3 Questions

3 Questions with Artist Randy L. Barton

Diné creator celebrates the intersection of music, dance and Indigenous arts for hip-hop’s 50th

(Courtesy Randy L. Barton)

If you thought the world was done celebrating the 50th anniversary of hip-hop, you were wrong, and an upcoming Indigenous Peoples Day event at Canyon Road artwear boutique 4KINSHIP featuring Diné artist Randy L. Barton means we’re keeping the party going. At The Sacred Cypher (3 pm-7 pm Monday, Oct. 9. 4KINSHIP, 812 Canyon Road, 4kinship.com), Barton will become Randy Boogie to DJ a series of breakdance workshops and movement performances from dancers Allyssa Trujillo and B-Boy Bamm, plus traditional drumming and singing from Edwin Felter (Nambe Pueblo Tewa), a screening of Diné filmmaker Raven Bright’s We Belong Here, a friendly freestyle cypher and more—and kids are more than welcome. We spoke with Barton ahead of the event to get the scoop on what hip-hop means to him and why it’s still worth celebrating. This interview has been edited for length and clarity. (Alex De Vore)

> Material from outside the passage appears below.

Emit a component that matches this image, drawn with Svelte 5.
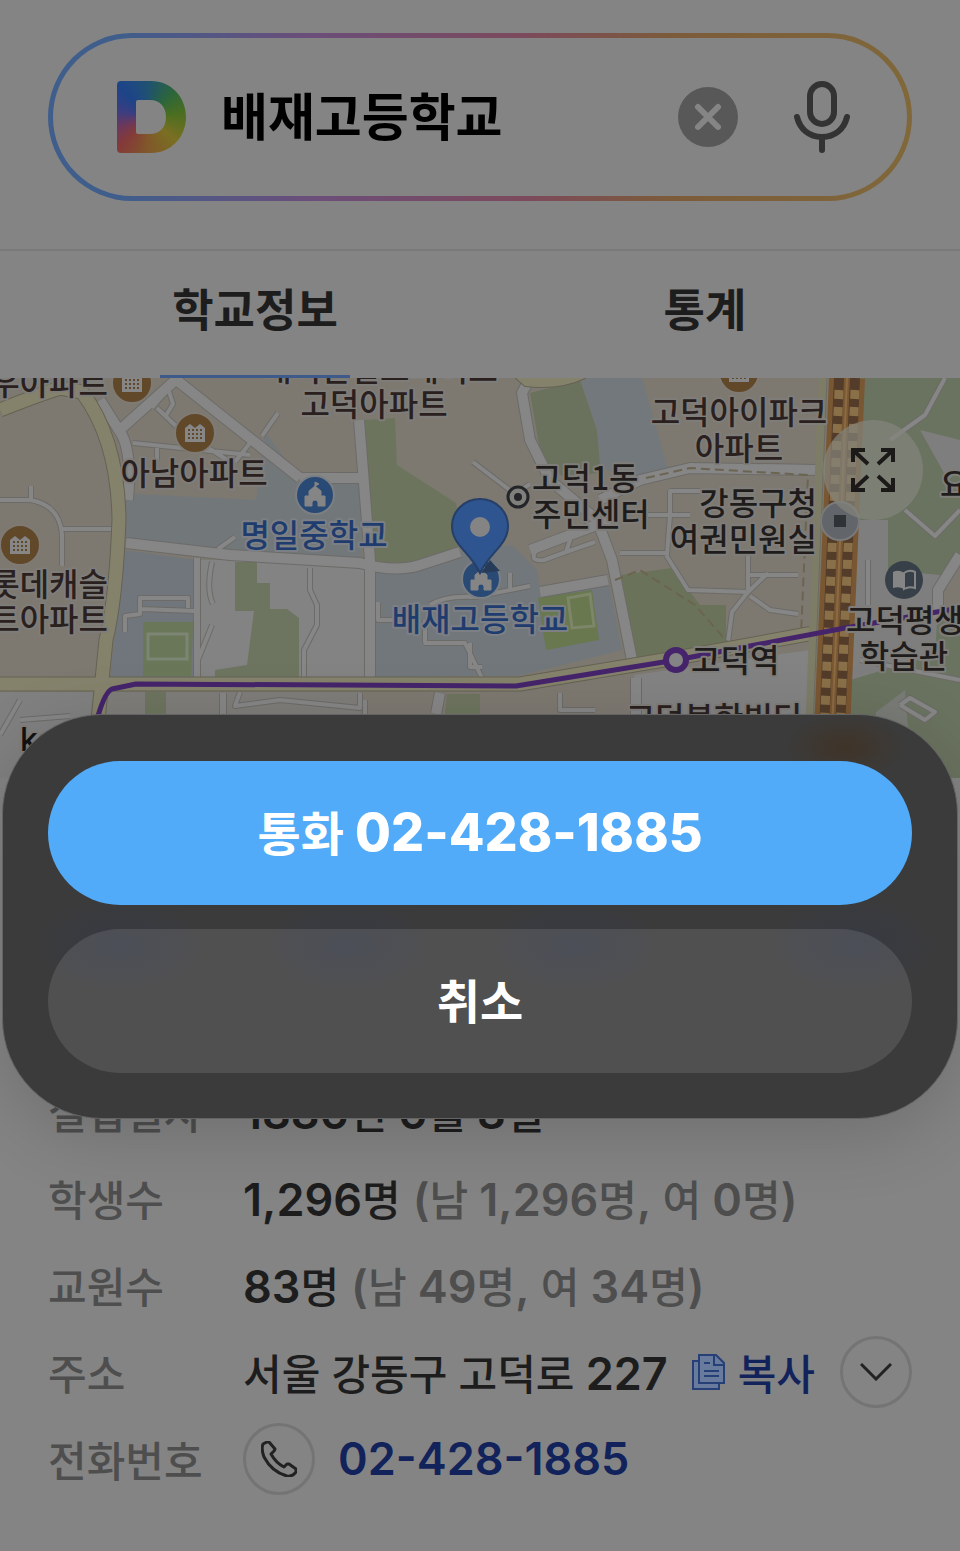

Can you talk about your own practice’s relationship with hip-hop? Has it been a long running thing for you?

Yes, definitely it has, and especially with dance. It’s kind of amazing, y’know, because breaking itself was started by kids, and I learned about it when I was 6 and moved from the reservation. When I was moving to my border town in Winslow, Arizona, I noticed this circle full of people, and that was my first time seeing the dance. And I didn’t speak English at the time, only Navajo, but my babysitter’s boyfriend taught me graffiti—I learned my ABCs through graffiti.

And that was it. I’ve been part of this culture and breakdancing since 1985, and to this day I can’t seem to stop doing it. That’s the motto, right? Can’t stop, won’t stop? It’s beautiful because everyone thought hip-hop was just a fad, but 50 years later, we’re celebrating hip-hop. I always loved the spiritual components, the expressions. It just keeps elevating and you keep coming back to it. It’s like a present-day spiritual practice for people...the voice, the dance, the music, the vibration, the energy of it all is that everyone gets to bring something to the table and everyone gets to bring their roots. It’s almost like a fountain of youth.

There’s a term in the press materials, and it’s something I’ve seen more and more lately: ‘Indigenous futurism.’ What does this term mean to you?

For me, it’s just about whenever you combine culture with technology, you’re getting a disruption, and that disruption is what creates the movements, the ideas. That’s what shocks the world, right? That’s how it comes off to me—culture and tech collide.

It’s definitely about breaking ground. And Native arts are very big now. I love talking to people who are like, ‘Native art is big now,” and I’m like, ‘Hell yeah! You got caught up!’ And I always knew this is what The Sacred Cypher could be, I just never forced it. It’s in the Zia, right? The cycles of life—everything within hip-hop is made from those cycles: the circle, aka the cypher; you come together and share who you really are. You dance your truth. What is your truth? What are you going to bring to the fire? It reminds me the circle, the cycles of life and bringing people who could not see what the culture was about to witness and to dance. You know there’s gotta be Native B-Boys, and sure enough, it’s ‘Let’s dance, let’s connect.’

What can people expect at 4Kinship?

The Santa Fe Breaking Academy is bringing their students and Dancing Turtle out of Albuquerque is bringing their students. These are my contemporaries doing their due diligence and giving back. What do they say? ‘Each one teach one,’ right?

Raven [Bright] is doing stuff, and B-Boy Bamm, who spent a lot of time in New Mexico. He’s just this prolific dancer, and he loves to give back. And then there’s Allyssa Trujillo who, when someone says ‘all styles of dance,’ I think of her. Dance is in us if you think about it. If you watch a kid in the backseat when you turn the music on, they naturally tap in and start bobbing. Anywhere you go, if you watch the kids, they’re responding to sound. So what I’m doing when I’m DJing is, I’m bringing everything and anything—every genre of music as long as it has that frequency. Breakbeat bass, drums, African drums. And Edwin [Felter’s] going to bring his hand drum. We’ve got powwow drum samples and I’m even going to play a little Coolio, I think. 4KINSHIP is an artique, so we’re going to make it where you have to walk in and experience it. Oh! And for the first hour, the kids will get a chance to learn from the practitioners.